You rise at 1 a.m. or so, struggle into whatever layers you didn't sleep in, clamber into your climbing harness, and strap on your helmet. You eat as much breakfast as you can force down at that godforsaken time, and hope that instant coffee will have enough caffeine to keep you going. Everyone is always tense. The guides are making quick forays outside the hut to check on conditions and temperature. No one knows exactly what either the mountain or your own body has in store for you.

Finally, hoping you've wasted only an hour or so, gear assembled and backpacks on, you venture out into what you hope to be a clear black night. The stars are as sharp as the lights of a laser pointer. If you're lucky, there's no wind. Ahead of you is the white glacier and the steep slope up. Eventually it's time to rope up. It's still totally silent and you don't talk except for necessary instruction. You're high above the clouds and your heart is pumping at a speed it never would normally. But you find a rhythm in the deep silence and time stands still. Minutes pass and you're surprised when it's time for the every hour break.

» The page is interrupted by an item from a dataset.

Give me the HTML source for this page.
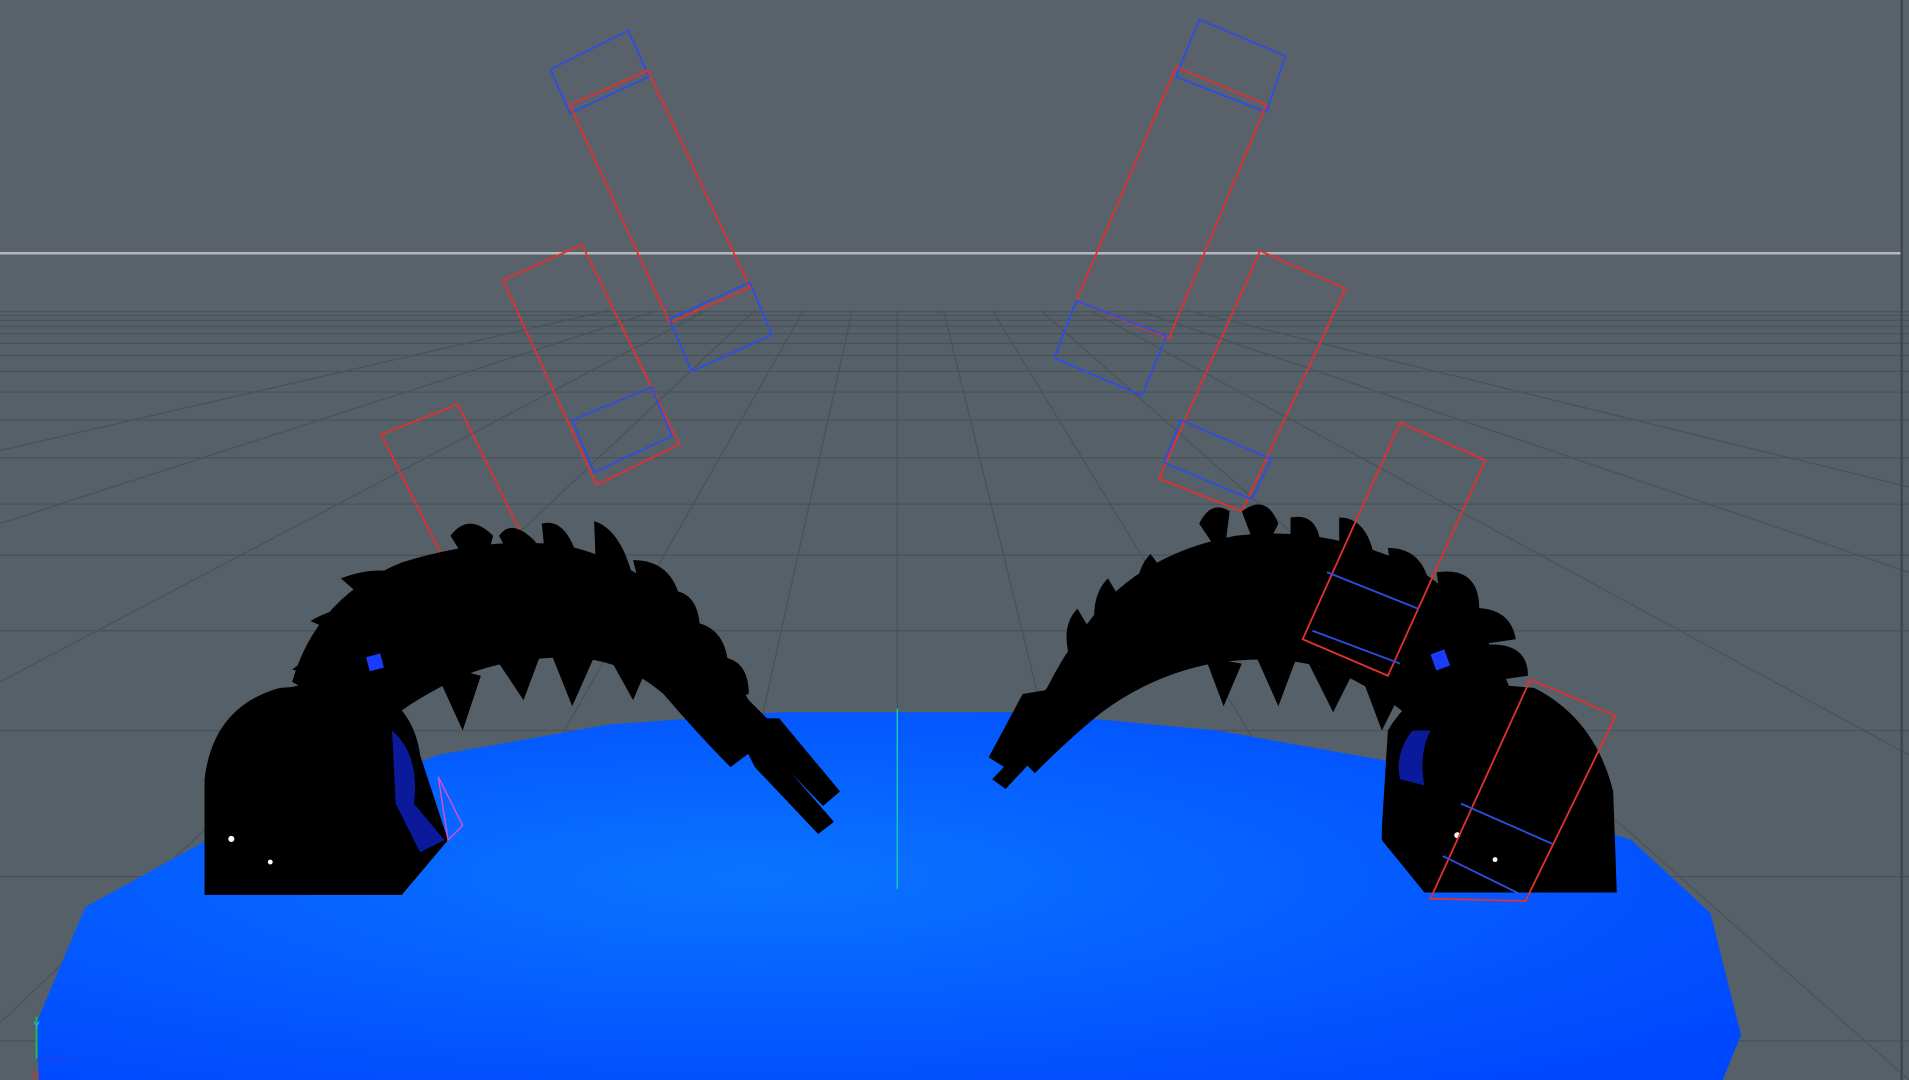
<!DOCTYPE html>
<html><head><meta charset="utf-8"><style>
html,body{margin:0;padding:0;width:1909px;height:1080px;overflow:hidden;background:#59626a}
svg{display:block}
text{font-family:"Liberation Sans",sans-serif}
</style></head><body>
<svg width="1909" height="1080" viewBox="0 0 1568 887" preserveAspectRatio="none" xmlns="http://www.w3.org/2000/svg">
<defs>
<radialGradient id="bl" cx="0.42" cy="0.45" r="0.7">
<stop offset="0" stop-color="#0a74ff"/><stop offset="1" stop-color="#0048ff"/>
</radialGradient>
</defs>
<rect width="1568" height="887" fill="#59626a"/>
<rect x="0" y="255" width="1568" height="632" fill="#566068"/>
<line x1="0" y1="208" x2="1562" y2="208" stroke="#b4b8bb" stroke-width="2"/>
<g stroke="#454d54" stroke-width="1" fill="none" opacity="0.75">
<line x1="0" y1="256" x2="1568" y2="256"/><line x1="0" y1="259" x2="1568" y2="259"/>
<line x1="0" y1="263" x2="1568" y2="263"/><line x1="0" y1="268" x2="1568" y2="268"/>
<line x1="0" y1="274" x2="1568" y2="274"/><line x1="0" y1="282" x2="1568" y2="282"/>
<line x1="0" y1="292" x2="1568" y2="292"/><line x1="0" y1="305" x2="1568" y2="305"/>
<line x1="0" y1="322" x2="1568" y2="322"/><line x1="0" y1="345" x2="1568" y2="345"/>
<line x1="0" y1="376" x2="1568" y2="376"/><line x1="0" y1="414" x2="1568" y2="414"/>
<line x1="0" y1="456" x2="1568" y2="456"/><line x1="0" y1="518" x2="1568" y2="518"/>
<line x1="0" y1="600" x2="1568" y2="600"/><line x1="0" y1="720" x2="1568" y2="720"/>
<line x1="0" y1="855" x2="1568" y2="855"/>
<line x1="737" y1="255" x2="737" y2="887"/>
<line x1="700" y1="255" x2="560" y2="887"/><line x1="660" y1="255" x2="300" y2="887"/>
<line x1="620" y1="255" x2="0" y2="840"/><line x1="580" y1="255" x2="0" y2="560"/>
<line x1="540" y1="255" x2="0" y2="430"/><line x1="500" y1="255" x2="0" y2="370"/>
<line x1="775" y1="255" x2="930" y2="887"/><line x1="815" y1="255" x2="1200" y2="887"/>
<line x1="855" y1="255" x2="1568" y2="887"/><line x1="895" y1="255" x2="1568" y2="620"/>
<line x1="935" y1="255" x2="1568" y2="470"/><line x1="975" y1="255" x2="1568" y2="400"/>
</g>
<line x1="1562" y1="0" x2="1562" y2="887" stroke="#3f464c" stroke-width="2"/>
<polygon points="30,840 70,745 170,690 360,620 500,595 640,585 840,585 1000,600 1140,625 1340,690 1405,750 1430,850 1415,887 32,887" fill="url(#bl)"/>
<line x1="737" y1="582" x2="737" y2="730" stroke="#19c8b0" stroke-width="1.2"/>
<g fill="none" stroke-width="1.5">
<polygon points="452,57 516,25 533,63 468,93" stroke="#2f4de0"/>
<polygon points="468,86 532,58 616,236 550,265" stroke="#e03030"/>
<polygon points="550,262 616,232 634,275 568,305" stroke="#2f4de0"/>
<polygon points="413,230 478,201 558,365 490,398" stroke="#e03030"/>
<polygon points="470,345 535,318 552,358 488,388" stroke="#2f4de0"/>
<polygon points="313,357 376,332 432,446 370,470" stroke="#e03030"/>
<polygon points="985,16 1056,46 1040,92 966,63" stroke="#2f4de0"/>
<polygon points="966,55 1040,86 960,278 884,247" stroke="#e03030"/>
<polygon points="884,247 958,276 938,325 866,294" stroke="#2f4de0"/>
<polygon points="1035,206 1105,237 1020,420 952,393" stroke="#e03030"/>
<polygon points="970,345 1044,377 1028,410 956,380" stroke="#2f4de0"/>
</g>
<g fill="#000">
<path d="M168,735 L168,640 Q175,580 230,565 L300,560 Q340,580 345,620 L368,690 L330,735 Z"/>
<path d="M240,560 Q260,490 330,462 Q400,440 465,448 Q525,462 565,505 Q595,540 615,575 L640,600 L600,630 Q575,605 545,570 Q510,540 465,540 Q410,540 370,560 Q330,580 310,600 Z"/>
<path d="M600,590 L640,590 L690,650 L676,662 L650,635 L685,675 L672,685 L620,630 Z"/>
<g>
<path d="M370,440 Q385,420 405,440 L395,480 Z"/><path d="M410,440 Q420,425 440,445 L430,480Z"/>
<path d="M445,430 Q465,425 475,460 L450,480Z"/><path d="M488,428 Q510,435 520,475 L490,480Z"/>
<path d="M520,460 Q555,460 560,500 L530,500Z"/><path d="M550,485 Q575,485 575,520 L555,520Z"/>
<path d="M560,510 Q595,510 598,545 L570,545Z"/><path d="M580,540 Q615,535 615,570 L590,575Z"/>
<path d="M280,475 Q320,460 345,480 L320,510Z"/><path d="M255,510 Q290,490 320,505 L300,530Z"/>
<path d="M240,550 Q270,525 300,540 L285,560Z"/><path d="M215,575 Q250,555 275,565 L260,585Z"/>
<path d="M400,530 L430,575 L445,535Z"/><path d="M450,530 L470,580 L490,535Z"/>
<path d="M495,530 L520,575 L535,540Z"/><path d="M355,545 L380,600 L395,555Z"/>
</g>
</g>
<path d="M322,600 Q345,620 340,660 L365,690 L345,700 L325,660 Z" fill="#0a1a9a"/>
<rect x="302" y="538" width="12" height="12" fill="#1a3cff" transform="rotate(-15 308 544)"/>
<circle cx="190" cy="689" r="2.5" fill="#fff"/><circle cx="222" cy="708" r="2" fill="#fff"/>
<polygon points="360,638 380,678 368,690" fill="none" stroke="#d050d0" stroke-width="1.2"/>
<g fill="#000">
<path d="M1135,680 L1140,600 Q1160,565 1200,560 L1260,565 Q1310,590 1325,650 L1328,733 L1170,733 L1135,690 Z"/>
<path d="M1240,565 Q1210,485 1145,458 Q1080,432 1015,440 Q950,452 910,492 Q880,525 860,565 L825,610 L850,635 Q880,605 905,585 Q945,555 995,545 Q1060,535 1105,555 Q1145,575 1170,600 Z"/>
<path d="M870,565 L840,570 L812,622 L828,632 L848,605 L815,640 L826,648 L880,590 Z"/>
<g>
<path d="M985,430 Q995,410 1010,420 L1005,460Z"/><path d="M1020,420 Q1040,405 1050,430 L1035,460Z"/>
<path d="M1060,425 Q1085,420 1085,455 L1060,465Z"/><path d="M1100,425 Q1125,425 1130,465 L1100,470Z"/>
<path d="M1140,450 Q1170,450 1175,485 L1145,490Z"/><path d="M1180,470 Q1215,465 1215,500 L1185,505Z"/>
<path d="M1200,500 Q1240,495 1245,525 L1210,530Z"/><path d="M1215,530 Q1255,525 1255,555 L1220,560Z"/>
<path d="M945,455 Q930,470 935,500 L960,475Z"/><path d="M910,475 Q895,490 900,520 L925,500Z"/>
<path d="M885,500 Q870,515 880,545 L900,525Z"/>
<path d="M990,540 L1005,580 L1020,545Z"/><path d="M1030,535 L1050,580 L1065,540Z"/>
<path d="M1075,545 L1095,585 L1110,555Z"/><path d="M1120,560 L1135,600 L1150,570Z"/>
</g>
</g>
<path d="M1160,600 Q1145,620 1150,640 L1170,645 Q1165,620 1175,600 Z" fill="#0a1a9a"/>
<rect x="1177" y="535" width="12" height="14" fill="#1a3cff" transform="rotate(-20 1183 542)"/>
<circle cx="1197" cy="686" r="2.5" fill="#fff"/><circle cx="1228" cy="706" r="2" fill="#fff"/>
<g fill="none" stroke-width="1.5">
<polygon points="1150,347 1220,378 1140,555 1070,525" stroke="#e03030"/>
<line x1="1090" y1="470" x2="1165" y2="500" stroke="#2f4de0"/>
<line x1="1078" y1="518" x2="1150" y2="545" stroke="#2f4de0"/>
<polygon points="1257,558 1327,588 1253,740 1175,738" stroke="#e03030"/>
<line x1="1200" y1="660" x2="1275" y2="693" stroke="#2f4de0"/>
<line x1="1185" y1="703" x2="1250" y2="735" stroke="#2f4de0"/>
</g>
<line x1="30" y1="835" x2="30" y2="870" stroke="#22c040" stroke-width="1.5"/>
<line x1="30" y1="870" x2="55" y2="870" stroke="#2040e0" stroke-width="1.5"/>
<text x="27" y="845" font-size="9" fill="#30b0ff">Y</text>
<text x="57" y="873" font-size="9" fill="#2040e0">Z</text>
<text x="26" y="886" font-size="9" fill="#e03030">X</text>
</svg>
</body></html>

That feeling isn't always with you on the mountain. Lots of times, and especially as the summit draws closer and you're at the increasingly vertical slope leading up to a summit ridge, the rhythm goes, and it's just kick and step and plant ice axe with every muscle of your body calling out loudly. Silent, that's not.

But much as I love the summit, I treasure those quiet moments in the dark at the beginning.  There's nothing to do but to climb, one foot in front of another, knowing that sunrise is waiting.